- [PROBLEM REQUIREMENTS]: Output each line exactly as it appears, skipping any embedded picture.

________

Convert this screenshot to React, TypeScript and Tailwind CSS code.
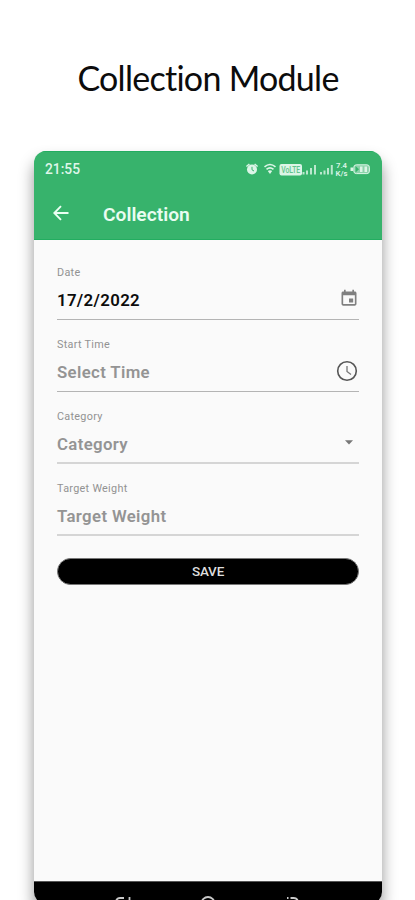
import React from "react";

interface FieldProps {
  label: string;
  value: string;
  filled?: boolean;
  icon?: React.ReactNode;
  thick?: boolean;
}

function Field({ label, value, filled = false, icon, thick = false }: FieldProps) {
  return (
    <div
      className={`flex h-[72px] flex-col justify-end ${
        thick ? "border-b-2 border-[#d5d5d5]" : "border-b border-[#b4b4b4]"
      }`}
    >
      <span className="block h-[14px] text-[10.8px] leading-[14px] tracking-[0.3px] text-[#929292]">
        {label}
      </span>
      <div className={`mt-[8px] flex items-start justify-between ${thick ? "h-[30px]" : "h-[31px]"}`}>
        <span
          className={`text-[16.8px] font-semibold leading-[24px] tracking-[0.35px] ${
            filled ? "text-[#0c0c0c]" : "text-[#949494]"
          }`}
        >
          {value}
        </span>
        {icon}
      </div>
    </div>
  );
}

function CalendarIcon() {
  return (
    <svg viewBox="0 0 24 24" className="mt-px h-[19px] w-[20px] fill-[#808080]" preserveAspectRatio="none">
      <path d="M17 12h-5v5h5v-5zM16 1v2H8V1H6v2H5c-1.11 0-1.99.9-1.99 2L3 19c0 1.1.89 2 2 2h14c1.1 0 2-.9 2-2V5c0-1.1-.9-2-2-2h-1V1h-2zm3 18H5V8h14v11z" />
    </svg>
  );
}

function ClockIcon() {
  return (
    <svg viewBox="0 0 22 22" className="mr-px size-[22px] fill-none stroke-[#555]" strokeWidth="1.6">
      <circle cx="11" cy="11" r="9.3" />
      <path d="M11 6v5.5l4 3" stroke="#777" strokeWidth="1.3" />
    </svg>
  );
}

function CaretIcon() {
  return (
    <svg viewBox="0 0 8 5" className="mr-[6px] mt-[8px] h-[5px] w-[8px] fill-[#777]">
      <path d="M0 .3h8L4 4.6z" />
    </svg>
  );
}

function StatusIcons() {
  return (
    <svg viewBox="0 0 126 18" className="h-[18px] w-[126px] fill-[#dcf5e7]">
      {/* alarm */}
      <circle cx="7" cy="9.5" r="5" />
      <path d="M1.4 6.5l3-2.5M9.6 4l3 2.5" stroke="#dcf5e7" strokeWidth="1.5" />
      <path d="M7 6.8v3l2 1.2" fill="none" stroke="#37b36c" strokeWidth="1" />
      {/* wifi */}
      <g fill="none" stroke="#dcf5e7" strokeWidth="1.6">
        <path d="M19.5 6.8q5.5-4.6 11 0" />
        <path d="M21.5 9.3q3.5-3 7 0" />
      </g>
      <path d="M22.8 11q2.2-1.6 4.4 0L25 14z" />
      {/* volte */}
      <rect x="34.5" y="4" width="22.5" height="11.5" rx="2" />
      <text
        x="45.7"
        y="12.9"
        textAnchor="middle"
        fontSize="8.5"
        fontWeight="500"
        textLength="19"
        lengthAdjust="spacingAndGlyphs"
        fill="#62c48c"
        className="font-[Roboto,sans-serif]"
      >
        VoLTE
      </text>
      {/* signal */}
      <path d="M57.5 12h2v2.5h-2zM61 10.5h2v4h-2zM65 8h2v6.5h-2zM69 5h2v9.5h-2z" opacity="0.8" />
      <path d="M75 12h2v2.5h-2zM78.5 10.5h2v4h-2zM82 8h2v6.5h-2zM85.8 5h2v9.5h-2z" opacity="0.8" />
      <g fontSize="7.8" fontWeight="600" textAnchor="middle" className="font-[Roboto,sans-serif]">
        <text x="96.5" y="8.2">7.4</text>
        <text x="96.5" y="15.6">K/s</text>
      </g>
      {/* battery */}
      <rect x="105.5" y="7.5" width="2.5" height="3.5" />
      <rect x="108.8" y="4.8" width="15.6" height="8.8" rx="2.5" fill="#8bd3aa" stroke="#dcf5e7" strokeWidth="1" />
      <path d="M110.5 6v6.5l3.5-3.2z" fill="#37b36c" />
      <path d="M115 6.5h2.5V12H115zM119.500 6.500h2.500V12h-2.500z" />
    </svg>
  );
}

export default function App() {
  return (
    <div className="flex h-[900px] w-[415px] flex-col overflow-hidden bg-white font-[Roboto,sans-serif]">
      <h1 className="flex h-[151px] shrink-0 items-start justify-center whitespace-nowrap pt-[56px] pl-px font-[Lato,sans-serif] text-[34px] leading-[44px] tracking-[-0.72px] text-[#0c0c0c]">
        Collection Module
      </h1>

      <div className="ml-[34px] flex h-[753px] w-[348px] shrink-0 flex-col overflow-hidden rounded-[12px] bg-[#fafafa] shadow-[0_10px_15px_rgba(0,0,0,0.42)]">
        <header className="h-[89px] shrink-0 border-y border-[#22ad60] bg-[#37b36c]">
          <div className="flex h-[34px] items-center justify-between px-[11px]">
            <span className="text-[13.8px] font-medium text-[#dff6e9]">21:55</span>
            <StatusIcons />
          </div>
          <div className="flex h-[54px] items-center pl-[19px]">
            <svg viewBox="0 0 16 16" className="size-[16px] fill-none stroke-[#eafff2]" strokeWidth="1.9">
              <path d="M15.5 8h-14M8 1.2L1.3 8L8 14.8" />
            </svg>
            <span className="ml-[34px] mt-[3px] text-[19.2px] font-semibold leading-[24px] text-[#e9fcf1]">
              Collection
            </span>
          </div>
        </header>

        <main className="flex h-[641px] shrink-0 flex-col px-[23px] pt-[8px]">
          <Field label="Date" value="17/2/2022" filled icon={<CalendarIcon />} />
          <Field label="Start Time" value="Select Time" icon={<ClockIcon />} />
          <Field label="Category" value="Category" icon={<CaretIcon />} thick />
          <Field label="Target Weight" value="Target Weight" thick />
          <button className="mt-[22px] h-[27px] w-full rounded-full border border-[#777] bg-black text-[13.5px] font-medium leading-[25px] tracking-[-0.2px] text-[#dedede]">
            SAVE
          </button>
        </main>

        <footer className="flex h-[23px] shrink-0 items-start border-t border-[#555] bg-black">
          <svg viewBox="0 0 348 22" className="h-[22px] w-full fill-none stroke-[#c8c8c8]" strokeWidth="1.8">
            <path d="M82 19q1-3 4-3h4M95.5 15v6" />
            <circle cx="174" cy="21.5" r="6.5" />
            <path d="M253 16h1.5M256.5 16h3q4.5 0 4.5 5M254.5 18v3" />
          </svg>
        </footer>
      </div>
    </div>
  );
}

________

- [WORKED SOLUTION]:
Convert this screenshot to React, TypeScript and Tailwind CSS code.
import React from "react";

interface FieldProps {
  label: string;
  value: string;
  filled?: boolean;
  icon?: React.ReactNode;
  thick?: boolean;
}

function Field({ label, value, filled = false, icon, thick = false }: FieldProps) {
  return (
    <div
      className={`flex h-[72px] flex-col justify-end ${
        thick ? "border-b-2 border-[#d5d5d5]" : "border-b border-[#b4b4b4]"
      }`}
    >
      <span className="block h-[14px] text-[10.8px] leading-[14px] tracking-[0.3px] text-[#929292]">
        {label}
      </span>
      <div className={`mt-[8px] flex items-start justify-between ${thick ? "h-[30px]" : "h-[31px]"}`}>
        <span
          className={`text-[16.8px] font-semibold leading-[24px] tracking-[0.35px] ${
            filled ? "text-[#0c0c0c]" : "text-[#949494]"
          }`}
        >
          {value}
        </span>
        {icon}
      </div>
    </div>
  );
}

function CalendarIcon() {
  return (
    <svg viewBox="0 0 24 24" className="mt-px h-[19px] w-[20px] fill-[#808080]" preserveAspectRatio="none">
      <path d="M17 12h-5v5h5v-5zM16 1v2H8V1H6v2H5c-1.11 0-1.99.9-1.99 2L3 19c0 1.1.89 2 2 2h14c1.1 0 2-.9 2-2V5c0-1.1-.9-2-2-2h-1V1h-2zm3 18H5V8h14v11z" />
    </svg>
  );
}

function ClockIcon() {
  return (
    <svg viewBox="0 0 22 22" className="mr-px size-[22px] fill-none stroke-[#555]" strokeWidth="1.6">
      <circle cx="11" cy="11" r="9.3" />
      <path d="M11 6v5.5l4 3" stroke="#777" strokeWidth="1.3" />
    </svg>
  );
}

function CaretIcon() {
  return (
    <svg viewBox="0 0 8 5" className="mr-[6px] mt-[8px] h-[5px] w-[8px] fill-[#777]">
      <path d="M0 .3h8L4 4.6z" />
    </svg>
  );
}

function StatusIcons() {
  return (
    <svg viewBox="0 0 126 18" className="h-[18px] w-[126px] fill-[#dcf5e7]">
      {/* alarm */}
      <circle cx="7" cy="9.5" r="5" />
      <path d="M1.4 6.5l3-2.5M9.6 4l3 2.5" stroke="#dcf5e7" strokeWidth="1.5" />
      <path d="M7 6.8v3l2 1.2" fill="none" stroke="#37b36c" strokeWidth="1" />
      {/* wifi */}
      <g fill="none" stroke="#dcf5e7" strokeWidth="1.6">
        <path d="M19.5 6.8q5.5-4.6 11 0" />
        <path d="M21.5 9.3q3.5-3 7 0" />
      </g>
      <path d="M22.8 11q2.2-1.6 4.4 0L25 14z" />
      {/* volte */}
      <rect x="34.5" y="4" width="22.5" height="11.5" rx="2" />
      <text
        x="45.7"
        y="12.9"
        textAnchor="middle"
        fontSize="8.5"
        fontWeight="500"
        textLength="19"
        lengthAdjust="spacingAndGlyphs"
        fill="#62c48c"
        className="font-[Roboto,sans-serif]"
      >
        VoLTE
      </text>
      {/* signal */}
      <path d="M57.5 12h2v2.5h-2zM61 10.5h2v4h-2zM65 8h2v6.5h-2zM69 5h2v9.5h-2z" opacity="0.8" />
      <path d="M75 12h2v2.5h-2zM78.5 10.5h2v4h-2zM82 8h2v6.5h-2zM85.8 5h2v9.5h-2z" opacity="0.8" />
      <g fontSize="7.8" fontWeight="600" textAnchor="middle" className="font-[Roboto,sans-serif]">
        <text x="96.5" y="8.2">7.4</text>
        <text x="96.5" y="15.6">K/s</text>
      </g>
      {/* battery */}
      <rect x="105.5" y="7.5" width="2.5" height="3.5" />
      <rect x="108.8" y="4.8" width="15.6" height="8.8" rx="2.5" fill="#8bd3aa" stroke="#dcf5e7" strokeWidth="1" />
      <path d="M110.5 6v6.5l3.5-3.2z" fill="#37b36c" />
      <path d="M115 6.5h2.5V12H115zM119.500 6.500h2.500V12h-2.500z" />
    </svg>
  );
}

export default function App() {
  return (
    <div className="flex h-[900px] w-[415px] flex-col overflow-hidden bg-white font-[Roboto,sans-serif]">
      <h1 className="flex h-[151px] shrink-0 items-start justify-center whitespace-nowrap pt-[56px] pl-px font-[Lato,sans-serif] text-[34px] leading-[44px] tracking-[-0.72px] text-[#0c0c0c]">
        Collection Module
      </h1>

      <div className="ml-[34px] flex h-[753px] w-[348px] shrink-0 flex-col overflow-hidden rounded-[12px] bg-[#fafafa] shadow-[0_10px_15px_rgba(0,0,0,0.42)]">
        <header className="h-[89px] shrink-0 border-y border-[#22ad60] bg-[#37b36c]">
          <div className="flex h-[34px] items-center justify-between px-[11px]">
            <span className="text-[13.8px] font-medium text-[#dff6e9]">21:55</span>
            <StatusIcons />
          </div>
          <div className="flex h-[54px] items-center pl-[19px]">
            <svg viewBox="0 0 16 16" className="size-[16px] fill-none stroke-[#eafff2]" strokeWidth="1.9">
              <path d="M15.5 8h-14M8 1.2L1.3 8L8 14.8" />
            </svg>
            <span className="ml-[34px] mt-[3px] text-[19.2px] font-semibold leading-[24px] text-[#e9fcf1]">
              Collection
            </span>
          </div>
        </header>

        <main className="flex h-[641px] shrink-0 flex-col px-[23px] pt-[8px]">
          <Field label="Date" value="17/2/2022" filled icon={<CalendarIcon />} />
          <Field label="Start Time" value="Select Time" icon={<ClockIcon />} />
          <Field label="Category" value="Category" icon={<CaretIcon />} thick />
          <Field label="Target Weight" value="Target Weight" thick />
          <button className="mt-[22px] h-[27px] w-full rounded-full border border-[#777] bg-black text-[13.5px] font-medium leading-[25px] tracking-[-0.2px] text-[#dedede]">
            SAVE
          </button>
        </main>

        <footer className="flex h-[23px] shrink-0 items-start border-t border-[#555] bg-black">
          <svg viewBox="0 0 348 22" className="h-[22px] w-full fill-none stroke-[#c8c8c8]" strokeWidth="1.8">
            <path d="M82 19q1-3 4-3h4M95.5 15v6" />
            <circle cx="174" cy="21.5" r="6.5" />
            <path d="M253 16h1.5M256.5 16h3q4.5 0 4.5 5M254.5 18v3" />
          </svg>
        </footer>
      </div>
    </div>
  );
}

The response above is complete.